Here where I live on the West Coast of British Columbia Canada, we have bylaws for many things, but this one really excites me because we need more people to pay attention and do what it says! Say no to tethering your pet!!
Here is a copy of the local newspaper this morning on dog owners who tie up the their pet for more than 4 hours!
City council is expected Tuesday night to endorse a dog-tethering bylaw amendment that would make it an offence to leave a dog confined in a yard for more than four hours in any 24-hour period.
“There has been very consistent advocacy from dog lovers and people in the community who think that dogs should be treated humanely,” said Coun. Barinder Rasode.
Rasode said she expects unanimous endorsement of the bylaw, as all Surrey councillors — a few of them dog owners, including Mayor Dianne Watts and Coun. Mary Martin — supported the initiative when it was forwarded to the UBCM at their September AGM. The resolution requested that the province amend the Prevention of Cruelty to Animals Act to permit tethering enforcement.
Animal Advocates Society of B.C. president Judy Stone requested a committee-in-council delegation to broach the idea in April 2012.
At that meeting, members of the Campaign for Animal Rights Legislation told council dogs tethered for long periods can become “highly aggressive.” They said the bylaw was intended to target “dogs whose owners maintain them exclusively on chains, in kennels, or in yards; and/or obtain them for negative functions.”
But campaign member and Surrey resident Janet Olson said the group pressed for an outright ban on unattended tethering, and she is disappointed that council didn’t take their recommendation.
“It’s unenforceable,” Olson said of the time-limit ban, arguing bylaw officers would have to sit for hours to police owners.
“It doesn’t go far enough, in fact it doesn’t go anywhere.”
Olson is the founder of the now-defunct A Better Life Dog Rescue, a controversial organization accused of theft of dogs from properties where they believed the animals were being mistreated.
The B.C. SPCA’s chief prevention and enforcement officer Marcie Moriarty said the agency supported the bylaw.
“We think this is an excellent move to promote animal welfare and, at the same time, public safety,” Moriarty said.
“Dogs who spend a significant amount of time tethered with a lack of socialization and companionship can become frustrated and if they do get off their tethers or someone provokes them, they are more likely to show aggressive behaviour that could result in bites.”

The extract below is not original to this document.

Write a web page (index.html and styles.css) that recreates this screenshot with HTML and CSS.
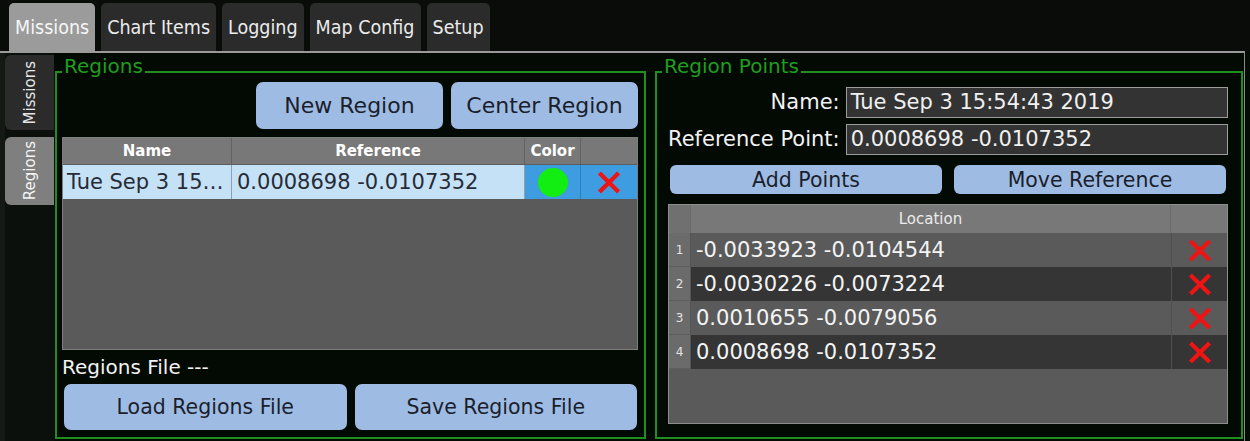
FILE: index.html
```html
<!DOCTYPE html>
<html>
<head>
<meta charset="utf-8">
<title>Regions</title>
<link rel="stylesheet" href="styles.css">
</head>
<body>
<div class="app">
  <nav class="tabbar">
    <div class="tab active">Missions</div>
    <div class="tab">Chart Items</div>
    <div class="tab">Logging</div>
    <div class="tab">Map Config</div>
    <div class="tab">Setup</div>
  </nav>
  <div class="pane">
    <div class="sidetabs">
      <div class="stab"><span>Missions</span></div>
      <div class="stab active"><span>Regions</span></div>
    </div>
    <div class="page">
      <fieldset class="group regions">
        <legend>Regions</legend>
        <div class="btnrow top">
          <button class="btn big">New Region</button>
          <button class="btn big">Center Region</button>
        </div>
        <div class="rtable">
          <div class="rhead">
            <div class="c name">Name</div>
            <div class="c ref">Reference</div>
            <div class="c color">Color</div>
            <div class="c del"></div>
          </div>
          <div class="rrow sel">
            <div class="c name">Tue Sep 3 15…</div>
            <div class="c ref">0.0008698 -0.0107352</div>
            <div class="c color"><span class="dot"></span></div>
            <div class="c del"><svg class="x" viewBox="0 0 24 24"><path d="M2 2 L22 22 M22 2 L2 22"/></svg></div>
          </div>
        </div>
        <div class="filelabel">Regions File ---</div>
        <div class="btnrow bottom">
          <button class="btn wide">Load Regions File</button>
          <button class="btn wide">Save Regions File</button>
        </div>
      </fieldset>
      <fieldset class="group points">
        <legend>Region Points</legend>
        <div class="form">
          <label>Name:</label>
          <div class="field">Tue Sep 3 15:54:43 2019</div>
          <label>Reference Point:</label>
          <div class="field">0.0008698 -0.0107352</div>
        </div>
        <div class="btnrow pts">
          <button class="btn small">Add Points</button>
          <button class="btn small">Move Reference</button>
        </div>
        <div class="ptable">
          <div class="phead">
            <div class="num"></div>
            <div class="loc">Location</div>
            <div class="pdel"></div>
          </div>
          <div class="prow">
            <div class="num">1</div>
            <div class="loc">-0.0033923 -0.0104544</div>
            <div class="pdel"><svg class="x" viewBox="0 0 24 24"><path d="M2 2 L22 22 M22 2 L2 22"/></svg></div>
          </div>
          <div class="prow dark">
            <div class="num">2</div>
            <div class="loc">-0.0030226 -0.0073224</div>
            <div class="pdel"><svg class="x" viewBox="0 0 24 24"><path d="M2 2 L22 22 M22 2 L2 22"/></svg></div>
          </div>
          <div class="prow">
            <div class="num">3</div>
            <div class="loc">0.0010655 -0.0079056</div>
            <div class="pdel"><svg class="x" viewBox="0 0 24 24"><path d="M2 2 L22 22 M22 2 L2 22"/></svg></div>
          </div>
          <div class="prow dark">
            <div class="num">4</div>
            <div class="loc">0.0008698 -0.0107352</div>
            <div class="pdel"><svg class="x" viewBox="0 0 24 24"><path d="M2 2 L22 22 M22 2 L2 22"/></svg></div>
          </div>
        </div>
      </fieldset>
    </div>
  </div>
</div>
</body>
</html>
```

FILE: styles.css
```css
* { box-sizing: border-box; }

html, body {
  margin: 0;
  background: #050b05;
}

body {
  font-family: "DejaVu Sans", "Liberation Sans", sans-serif;
  color: #f0f0f0;
}

.app {
  width: 1250px;
  height: 441px;
  display: flex;
  flex-direction: column;
  overflow: hidden;
}

/* top tab bar */
.tabbar {
  display: flex;
  gap: 6px;
  height: 51px;
  padding: 3px 0 0 9px;
  background: #090c09;
}

.tab {
  display: flex;
  align-items: center;
  padding: 0 6px;
  background: #2b2b2b;
  color: #ececec;
  border-radius: 5px 5px 0 0;
  font-family: "DejaVu Sans Condensed", "DejaVu Sans", sans-serif;
  font-stretch: condensed;
  font-size: 19.5px;
}

.tab.active {
  background: #9b9b9b;
  color: #f6f6f6;
}

/* pane */
.pane {
  flex: 1;
  display: flex;
  margin-right: 5px;
  border-top: 2px solid #9a9a9a;
  border-right: 1px solid #8a8a8a;
  min-height: 0;
}

.sidetabs {
  width: 54px;
  display: flex;
  flex-direction: column;
  gap: 7px;
  padding-top: 2px;
  background: #0c100c;
  border-left: 5px solid #151915;
}

.stab {
  height: 75px;
  display: flex;
  align-items: center;
  justify-content: center;
  background: #2b2b2b;
  border-radius: 6px 0 0 6px;
  color: #e6e6e6;
}

.stab span {
  writing-mode: vertical-rl;
  transform: rotate(180deg);
  font-size: 15px;
}

.stab.active {
  height: 68px;
  background: #7f7f7f;
  color: #f4f4f4;
}

.page {
  flex: 1;
  display: grid;
  grid-template-columns: 591px 1fr;
  column-gap: 9px;
  padding: 13px 1px 2px 1px;
  background: #030903;
  min-width: 0;
}

/* group boxes */
.group {
  margin: 0;
  min-width: 0;
  border: 2px solid #1f8f1f;
  display: flex;
  flex-direction: column;
}

.group legend {
  margin-left: 1px;
  padding: 0 2px 12px;
  line-height: 0;
  font-size: 20px;
  color: #1f9d1f;
}

.regions {
  padding: 4px 6px 7px 4px;
}

.regions > .btnrow, .regions > .rtable, .regions > .filelabel {
  margin-left: 1px;
}

.points {
  padding: 9px 13px 13px 4px;
}

.points > .form, .points > .btnrow, .points > .ptable {
  margin-left: 7px;
}

/* buttons */
.btnrow {
  display: flex;
}

.btn {
  border: none;
  border-radius: 7px;
  background: #9ebce3;
  color: #1b1e2c;
  font-family: "DejaVu Sans", sans-serif;
  padding: 0;
}

.btnrow.top {
  justify-content: flex-end;
  gap: 8px;
  margin-bottom: 8px;
}

.btn.big {
  width: 187px;
  height: 47px;
  font-size: 22px;
}

.btnrow.bottom {
  gap: 8px;
  padding: 0 1px 0 2px;
}

.btn.wide {
  flex: 1;
  height: 46px;
  font-size: 20.5px;
}

.btnrow.pts {
  gap: 12px;
  padding: 0 2px;
  margin-top: 10px;
  margin-bottom: 10px;
}

.btn.small {
  flex: 1;
  height: 29px;
  font-size: 20.5px;
  border-radius: 6px;
}

/* regions table */
.rtable {
  flex: 1;
  display: flex;
  flex-direction: column;
  background: #5a5a5a;
  border: 1px solid #7e7e7e;
}

.rhead, .rrow {
  display: flex;
}

.rhead {
  height: 27px;
  background: #787878;
  border-bottom: 1px solid #5c5c5c;
}

.rhead .c {
  font-weight: bold;
  font-size: 15px;
  line-height: 26px;
  text-align: center;
  color: #ffffff;
  border-right: 1px solid #626262;
}

.c.name { width: 169px; }
.c.ref { width: 293px; }
.c.color { width: 56px; }
.c.del { flex: 1; }
.rhead .c.del { border-right: none; }

.rrow {
  height: 34px;
}

.rrow .c {
  font-size: 21px;
  line-height: 34px;
  white-space: nowrap;
  overflow: hidden;
}

.sel .name, .sel .ref {
  background: #c5e1f6;
  color: #272b35;
  border-right: 1px solid #8aa2b4;
}

.sel .name { padding-left: 4px; }
.sel .ref { padding-left: 5px; }

.sel .color, .sel .del {
  background: #3d9de0;
  display: flex;
  align-items: center;
  justify-content: center;
}

.sel .color { border-right: 1px solid #2f7fb8; }

.dot {
  width: 30px;
  height: 29px;
  border-radius: 50%;
  background: #12ee12;
}

.x {
  width: 24px;
  height: 23px;
}

.x path {
  fill: none;
  stroke: #ee1414;
  stroke-width: 4.4;
}

.filelabel {
  height: 34px;
  line-height: 34px;
  font-size: 20px;
  color: #f2f2f2;
}

/* region points form */
.form {
  display: grid;
  grid-template-columns: auto 1fr;
  column-gap: 6px;
  row-gap: 6px;
}

.form label {
  text-align: right;
  font-size: 21px;
  line-height: 31px;
  color: #f2f2f2;
}

.field {
  height: 31px;
  line-height: 29px;
  padding-left: 4px;
  border: 1px solid #9c9c9c;
  background: #333333;
  font-size: 21px;
  color: #f0f0f0;
}

/* points table */
.ptable {
  flex: 1;
  display: flex;
  flex-direction: column;
  background: #5a5a5a;
  border: 1px solid #8e8e8e;
}

.phead, .prow {
  display: flex;
}

.phead {
  height: 28px;
  background: #787878;
}

.phead .loc {
  text-align: center;
  font-size: 15px;
  line-height: 28px;
  color: #ececec;
  border-right: 1px solid #6a6a6a;
}

.phead .num {
  background: #707070;
  border-right: 1px solid #6a6a6a;
}

.num {
  width: 22px;
}

.loc {
  flex: 1;
}

.pdel {
  width: 56px;
}

.prow {
  height: 34px;
}

.prow .num {
  display: flex;
  align-items: center;
  justify-content: center;
  background: #6b6b6b;
  border-right: 1px solid #555555;
  border-bottom: 1px solid #5e5e5e;
  font-size: 12px;
  color: #e4e4e4;
}

.prow .loc {
  padding-left: 5px;
  font-size: 21px;
  line-height: 34px;
  color: #f4f4f4;
}

.prow .pdel {
  display: flex;
  align-items: center;
  justify-content: center;
  border-left: 1px solid #505050;
}

.prow.dark .loc, .prow.dark .pdel {
  background: #353535;
}
```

She said provincial laws don’t give them the ability to intervene in most cases of tethering. Municipal bylaws enable a more proactive, preventive approach.
Moriarty clarified that the bylaw was not intended to target responsible dog owners who tie their pet on a long lead for its own safety while playing outside with family, but to owners who neglect a pet.
Last week, the B.C. SPCA released new resources to help owners of backyard dogs reintegrate them into the family home at www.bcspca.bc.ca/outdoordogs
Other animal welfare agencies are also opposed to tethering.
The Canadian Veterinarian Medical Association states “tethering of dogs as a primary method of confinement” is “not acceptable” for kennels or animal shelters.
There are 16 municipalities across the province which have some kind of dog tethering bylaw.
Richmond prohibits tethering animals for more than one hour in every six-hour period and Delta limits animal tethering to four hours per day.
In Port Hardy, Pemberton Valemont and Sechelt, dog tethering is limited to six-hours per day.
In Oliver, dogs can be tethered a maximum of six-hours straight and nine hours total per day.
In Burnaby, tethering unattended dogs is limited to one hour a day.
In Lions Bay and New Westminster, tethering unattended dogs is prohibited.
In Sooke, Qualicum Beach, Chilliwack and Dawson Creek, animals can’t be tied to a fixed object for “an extended period of time” and in Chetwynd, animals can’t be tethered on an “unoccupied property.”
The city of Surrey’s bylaw reporting and animal complaint number is 604-591-4370.